▶ _What you will do_:
Show all lines that include the string "page"; copy each one.
┄┄┄┄┄┄┄┄┄┄┄┄┄┄┄┄┄┄┄┄
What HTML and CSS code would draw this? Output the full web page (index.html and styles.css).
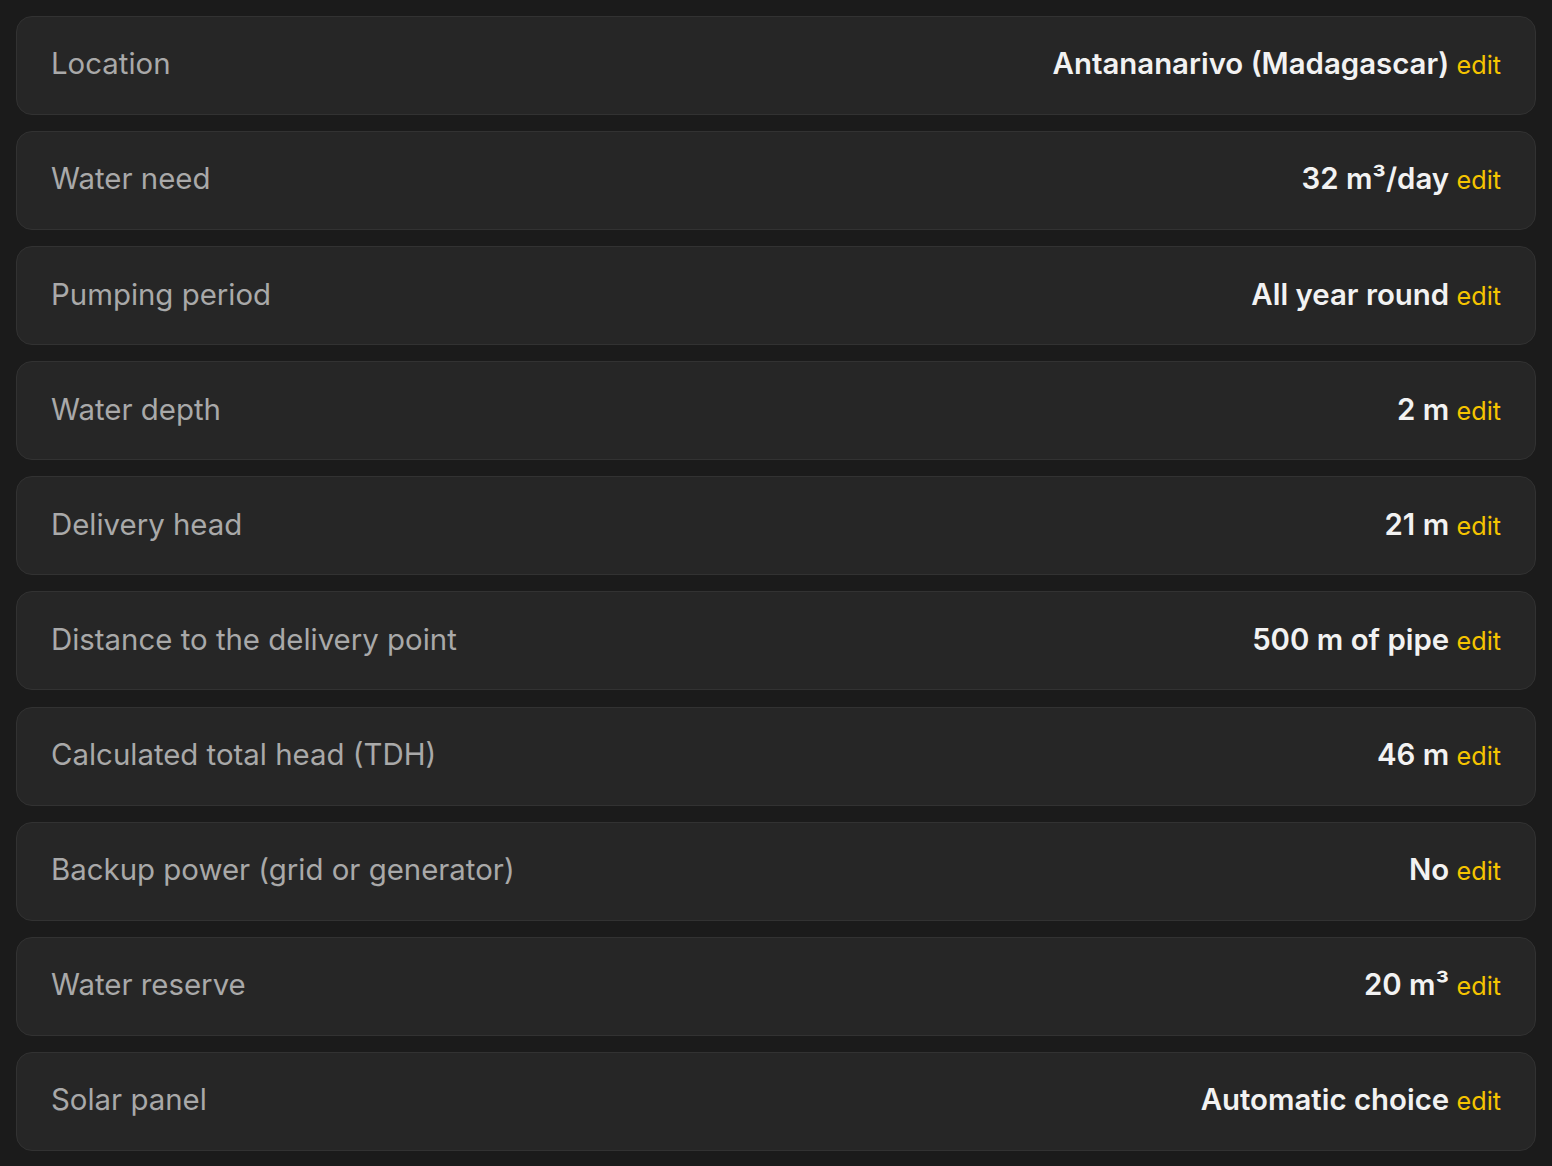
FILE: index.html
```html
<!DOCTYPE html>
<html lang="en">
  <head>
    <meta charset="UTF-8" />
    <meta name="viewport" content="width=device-width, initial-scale=1.0" />
    <title>Pump sizing summary</title>
    <link rel="stylesheet" href="styles.css">
  </head>
  <body>
    <div class="summary">
      <div class="row">
        <span class="label">Location</span>
        <span class="value">Antananarivo (Madagascar) <a class="edit" href="#">edit</a></span>
      </div>
      <div class="row">
        <span class="label">Water need</span>
        <span class="value">32 m³/day <a class="edit" href="#">edit</a></span>
      </div>
      <div class="row">
        <span class="label">Pumping period</span>
        <span class="value">All year round <a class="edit" href="#">edit</a></span>
      </div>
      <div class="row">
        <span class="label">Water depth</span>
        <span class="value">2 m <a class="edit" href="#">edit</a></span>
      </div>
      <div class="row">
        <span class="label">Delivery head</span>
        <span class="value">21 m <a class="edit" href="#">edit</a></span>
      </div>
      <div class="row">
        <span class="label">Distance to the delivery point</span>
        <span class="value">500 m of pipe <a class="edit" href="#">edit</a></span>
      </div>
      <div class="row">
        <span class="label">Calculated total head (TDH)</span>
        <span class="value">46 m <a class="edit" href="#">edit</a></span>
      </div>
      <div class="row">
        <span class="label">Backup power (grid or generator)</span>
        <span class="value">No <a class="edit" href="#">edit</a></span>
      </div>
      <div class="row">
        <span class="label">Water reserve</span>
        <span class="value">20 m³ <a class="edit" href="#">edit</a></span>
      </div>
      <div class="row">
        <span class="label">Solar panel</span>
        <span class="value">Automatic choice <a class="edit" href="#">edit</a></span>
      </div>
    </div>
  </body>
</html>
```

FILE: styles.css
```css
body {
  font-family: Inter, "Noto Sans", sans-serif;
  background-color: #1b1b1b;
  color: #f2f2f2;
  margin: 0;
  padding: 16px;
}

.summary {
  display: flex;
  flex-direction: column;
  gap: 16.1px;
}

.row {
  box-sizing: border-box;
  height: 99px;
  display: flex;
  justify-content: space-between;
  align-items: center;
  padding: 0 34px 3px;
  line-height: 1.2;
  background-color: #262626;
  border: 1px solid #323232;
  border-radius: 16px;
}

.label {
  font-size: 29.4px;
  color: #a9a9a9;
}

.value {
  font-size: 29.4px;
  font-weight: 600;
  color: #f2f2f2;
}

.edit {
  font-size: 25.2px;
  font-weight: 400;
  color: #f5c400;
  text-decoration: none;
}
```
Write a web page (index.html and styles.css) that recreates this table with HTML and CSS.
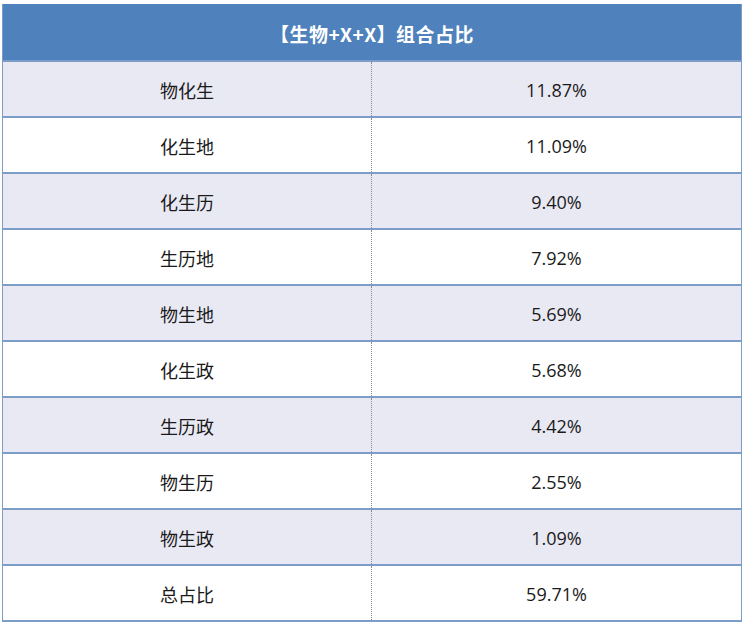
FILE: index.html
```html
<!DOCTYPE html>
<html lang="zh">
<head>
<meta charset="utf-8">
<link rel="stylesheet" href="styles.css">
</head>
<body>
<div class="table">
  <div class="head">【生物+X+X】组合占比</div>
  <div class="row alt"><div class="cell left">物化生</div><div class="cell">11.87%</div></div>
  <div class="row"><div class="cell left">化生地</div><div class="cell">11.09%</div></div>
  <div class="row alt"><div class="cell left">化生历</div><div class="cell">9.40%</div></div>
  <div class="row"><div class="cell left">生历地</div><div class="cell">7.92%</div></div>
  <div class="row alt"><div class="cell left">物生地</div><div class="cell">5.69%</div></div>
  <div class="row"><div class="cell left">化生政</div><div class="cell">5.68%</div></div>
  <div class="row alt"><div class="cell left">生历政</div><div class="cell">4.42%</div></div>
  <div class="row"><div class="cell left">物生历</div><div class="cell">2.55%</div></div>
  <div class="row alt"><div class="cell left">物生政</div><div class="cell">1.09%</div></div>
  <div class="row"><div class="cell left">总占比</div><div class="cell">59.71%</div></div>
</div>
</body>
</html>
```
FILE: styles.css
```css
html, body {
  margin: 0;
  padding: 0;
  background: #ffffff;
}
body {
  padding: 4px 3px 0 2px;
  font-family: "Open Sans", "Noto Sans CJK SC", sans-serif;
  color: #1a1a1a;
}
.table {
  border-left: 1px solid #7d9dc9;
  border-right: 1px solid #7d9dc9;
  border-bottom: 2px solid #7d9dc9;
}
.head {
  height: 56px;
  background: #4f81bd;
  color: #ffffff;
  font-weight: 700;
  font-size: 19px;
  letter-spacing: 0.5px;
  font-family: "Noto Sans CJK SC", sans-serif;
  display: flex;
  align-items: center;
  justify-content: center;
  box-sizing: border-box;
  padding-top: 2px;
}
.row {
  display: grid;
  grid-template-columns: 369px 1fr;
  height: 56px;
  border-top: 2px solid #7d9dc9;
  box-sizing: border-box;
  background: #ffffff;
}
.row.alt {
  background: #e9e9f4;
}
.cell {
  display: flex;
  align-items: center;
  justify-content: center;
  font-size: 18px;
  padding-top: 1px;
}
.cell.left {
  border-right: 1px dotted #8a8a8a;
}
```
┄┄┄┄┄┄┄┄┄┄┄┄┄┄┄┄┄┄┄┄
▶ _Solution to the problem_:
What HTML and CSS code would draw this? Output the full web page (index.html and styles.css).
Write a web page (index.html and styles.css) that recreates this table with HTML and CSS.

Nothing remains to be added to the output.